Moh Zakir juga mengatakan hal yang sama. “Sebenarnya masyarakat sudah ada kesepakatan, tetapi justru pemerintah yang menggunakan instrumen UU, mengakibatkan persoalan pemekaran wilayah ini diseret menjadi pertentangan SARA. Jangan diartikan bahwa orang-orang kontra itu tidak menghendaki pemekaran wilayah Mamasa. Itu silakan saja menjadi kabupaten sendiri, tetapi biarkan orang yang kontra itu tetap bergabung dengan kabupaten induk,” kata Zakir.

Runyamnya lagi, konflik tersebut tidak direspons dengan cepat. Dalam peristiwa Agustus lalu, menyusul aksi blokir jalan oleh kedua kelompok, sebetulnya sudah ada kata sepakat bahwa tapal batas segera dilakukan oleh pemerintah pusat (Departemen Dalam Negeri). Itu diputuskan oleh segenap tingkat pemerintahan yang dipimpin Gubernur Sulawesi Selatan HM Amin Syam. Namun, seperti juga diakui M Roem, selama dua bulan lebih sampai meletus lagi peristiwa terakhir ini, tim penetapan tapal batas itu belum juga turun ke lapangan.

Bagi Bailusi, konflik berlarut-larut ini juga akibat ketidaktegasan pemerintah daerah. Semestinya, kalau sudah ada aturan (UU No 11/2002), aturan itu harus diberlakukan. Jangan sampai memberlakukannya setengah-setengah.

Oleh karena itu, Bailusi pesimistis konflik tersebut bisa segera dituntaskan. “Sulit mencari jalan keluar karena aparat terlibat. Pemerintah pusat harus berani menyelidiki siapa yang berada di balik konflik itu. Yang bersalah harus dihukum,” ujar Bailusi.

Kepala Kepolisian Daerah Sulawesi Selatan Inspektur Jenderal Saleh Saaf melontarkan suara yang mendinginkan, “Marilah kita kembali ke pikiran jernih. Kalau terjadi pemekaran wilayah, tidak berarti berpisah atau bermusuhan.

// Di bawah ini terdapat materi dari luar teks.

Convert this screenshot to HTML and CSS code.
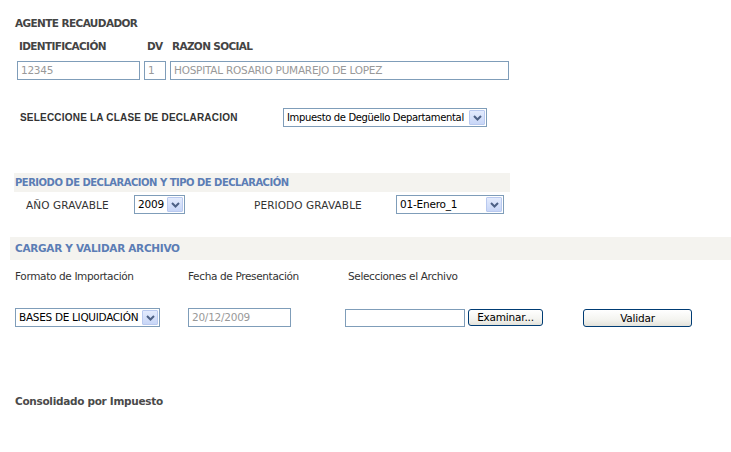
FILE: index.html
```html
<!DOCTYPE html>
<html lang="es">
<head>
<meta charset="utf-8">
<title>Agente Recaudador</title>
<link rel="stylesheet" href="styles.css">
</head>
<body>
<div class="page">
  <div class="title">AGENTE RECAUDADOR</div>
  <div class="agent-grid">
    <div class="lbl">IDENTIFICACIÓN</div>
    <div class="lbl">DV</div>
    <div class="lbl">RAZON SOCIAL</div>
    <div class="inp">12345</div>
    <div class="inp">1</div>
    <div class="inp">HOSPITAL ROSARIO PUMAREJO DE LOPEZ</div>
  </div>

  <div class="clase-row">
    <div class="clase-lbl">SELECCIONE LA CLASE DE DECLARACION</div>
    <div class="sel sel-clase"><span class="sel-text">Impuesto de Degüello Departamental</span><span class="sel-btn"><svg width="9" height="6" viewBox="0 0 9 6"><path d="M1 1 L4.5 4.5 L8 1" fill="none" stroke="#4d6185" stroke-width="2"/></svg></span></div>
  </div>

  <div class="band band-1">PERIODO DE DECLARACION Y TIPO DE DECLARACIÓN</div>
  <div class="periodo-row">
    <div class="plbl plbl-ano">AÑO GRAVABLE</div>
    <div class="sel sel-ano"><span class="sel-text">2009</span><span class="sel-btn"><svg width="9" height="6" viewBox="0 0 9 6"><path d="M1 1 L4.5 4.5 L8 1" fill="none" stroke="#4d6185" stroke-width="2"/></svg></span></div>
    <div class="plbl plbl-per">PERIODO GRAVABLE</div>
    <div class="sel sel-per"><span class="sel-text">01-Enero_1</span><span class="sel-btn"><svg width="9" height="6" viewBox="0 0 9 6"><path d="M1 1 L4.5 4.5 L8 1" fill="none" stroke="#4d6185" stroke-width="2"/></svg></span></div>
  </div>

  <div class="band band-2">CARGAR Y VALIDAR ARCHIVO</div>
  <div class="carga-labels">
    <div class="cl cl-1">Formato de Importación</div>
    <div class="cl cl-2">Fecha de Presentación</div>
    <div class="cl cl-3">Selecciones el Archivo</div>
  </div>
  <div class="carga-row">
    <div class="sel sel-bases"><span class="sel-text">BASES DE LIQUIDACIÓN</span><span class="sel-btn"><svg width="9" height="6" viewBox="0 0 9 6"><path d="M1 1 L4.5 4.5 L8 1" fill="none" stroke="#4d6185" stroke-width="2"/></svg></span></div>
    <div class="inp inp-fecha">20/12/2009</div>
    <div class="inp inp-file"></div>
    <div class="btn btn-exam">Examinar...</div>
    <div class="btn btn-val">Validar</div>
  </div>

  <div class="consol">Consolidado por Impuesto</div>
</div>
</body>
</html>
```

FILE: styles.css
```css
* { box-sizing: border-box; }
html, body { margin: 0; padding: 0; background: #fff; }
body {
  font-family: "DejaVu Sans", Verdana, sans-serif;
  font-size: 11px;
  color: #333;
}
.page { padding-left: 10px; width: 731px; }

.title {
  margin: 16px 0 0 5px;
  line-height: 14px;
  font-weight: bold;
  font-size: 10.5px;
  color: #444;
  letter-spacing: -0.6px;
}

.agent-grid {
  display: grid;
  grid-template-columns: 123px 22px 339px;
  column-gap: 4px;
  margin: 9px 0 0 7px;
}
.lbl {
  line-height: 14px;
  font-weight: bold;
  font-size: 10.5px;
  color: #444;
  letter-spacing: -0.65px;
  padding-left: 2px;
  margin-bottom: 8px;
}
.agent-grid .lbl:nth-child(2) { padding-left: 3px; }

.inp {
  height: 19px;
  border: 1px solid #7f9db9;
  background: #fff;
  color: #999;
  font-size: 10.5px;
  line-height: 17px;
  padding-left: 3px;
  white-space: nowrap;
  overflow: hidden;
  letter-spacing: -0.25px;
}

.clase-row {
  display: flex;
  align-items: center;
  margin-top: 28px;
  height: 19px;
}
.clase-lbl {
  margin-left: 10px;
  width: 263px;
  font-family: "Liberation Sans", Arial, sans-serif;
  font-weight: bold;
  font-size: 10px;
  color: #333;
  letter-spacing: 0.2px;
}

.sel {
  display: flex;
  align-items: stretch;
  height: 19px;
  border: 1px solid #7f9db9;
  background: #fff;
  color: #000;
  padding: 1px;
}
.sel-text {
  flex: 1;
  padding-left: 2px;
  line-height: 15px;
  font-size: 10.5px;
  white-space: nowrap;
  overflow: hidden;
  letter-spacing: -0.2px;
}
.sel-btn {
  width: 16px;
  flex: none;
  border: 1px solid #b9c9ef;
  border-radius: 1px;
  background: linear-gradient(#e3ebfd, #c8d6f7);
  display: flex;
  align-items: center;
  justify-content: center;
}
.sel-clase { width: 204px; }
.sel-clase .sel-text { font-size: 10px; letter-spacing: -0.35px; }

.band {
  background: #f4f3ef;
  color: #5b7db5;
  font-weight: bold;
  font-size: 10.5px;
  letter-spacing: -0.3px;
  padding-left: 1px;
}
.band-1 {
  margin: 46px 0 0 4px;
  width: 496px;
  height: 19px;
  line-height: 19px;
  font-size: 10px;
  letter-spacing: -0.5px;
}
.periodo-row {
  display: flex;
  align-items: center;
  margin-top: 3px;
  height: 19px;
}
.plbl {
  font-size: 10.5px;
  color: #333;
  letter-spacing: 0.1px;
}
.plbl-ano { margin-left: 16px; width: 108px; }
.sel-ano { width: 51px; }
.plbl-per { margin-left: 69px; width: 142px; }
.sel-per { width: 108px; }

.band-2 {
  margin-top: 23px;
  width: 721px;
  height: 23px;
  line-height: 23px;
  padding-left: 5px;
}

.carga-labels {
  display: flex;
  margin-top: 9px;
  line-height: 14px;
  font-size: 10.5px;
  color: #333;
  letter-spacing: -0.35px;
}
.cl-1 { margin-left: 5px; width: 173px; }
.cl-2 { width: 160px; }

.carga-row {
  display: flex;
  align-items: center;
  margin-top: 25px;
  height: 19px;
  padding-left: 5px;
}
.sel-bases { width: 145px; }
.sel-bases .sel-text { letter-spacing: -0.3px; }
.inp-fecha { margin-left: 28px; width: 103px; }
.inp-file { margin-left: 54px; width: 120px; height: 18px; }
.btn {
  height: 17px;
  border: 1px solid #003c74;
  border-radius: 3px;
  background: linear-gradient(#ffffff, #f4f4f0 60%, #e3e2da);
  color: #000;
  text-align: center;
  font-size: 10.5px;
  line-height: 15px;
  letter-spacing: -0.2px;
}
.btn-exam { margin-left: 3px; width: 75px; }
.btn-val { margin-left: 40px; width: 109px; height: 18px; line-height: 16px; }

.consol {
  margin: 67px 0 0 5px;
  line-height: 14px;
  font-weight: bold;
  font-size: 10.5px;
  color: #4a4a4a;
  letter-spacing: -0.3px;
}
```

Kalaupun tapal batas sudah ditentukan, hal itu tidak berarti sebagai garis demarkasi yang memisahkan satu kelompok dengan kelompok lainnya. Hal tersebut lebih merupakan pengaturan sistem administrasi tata kota.”

Memang menjadi tugas berat Pemerintah Provinsi Sulawesi Barat agar pemekaran wilayah tidak terus merembet ke persoalan SARA.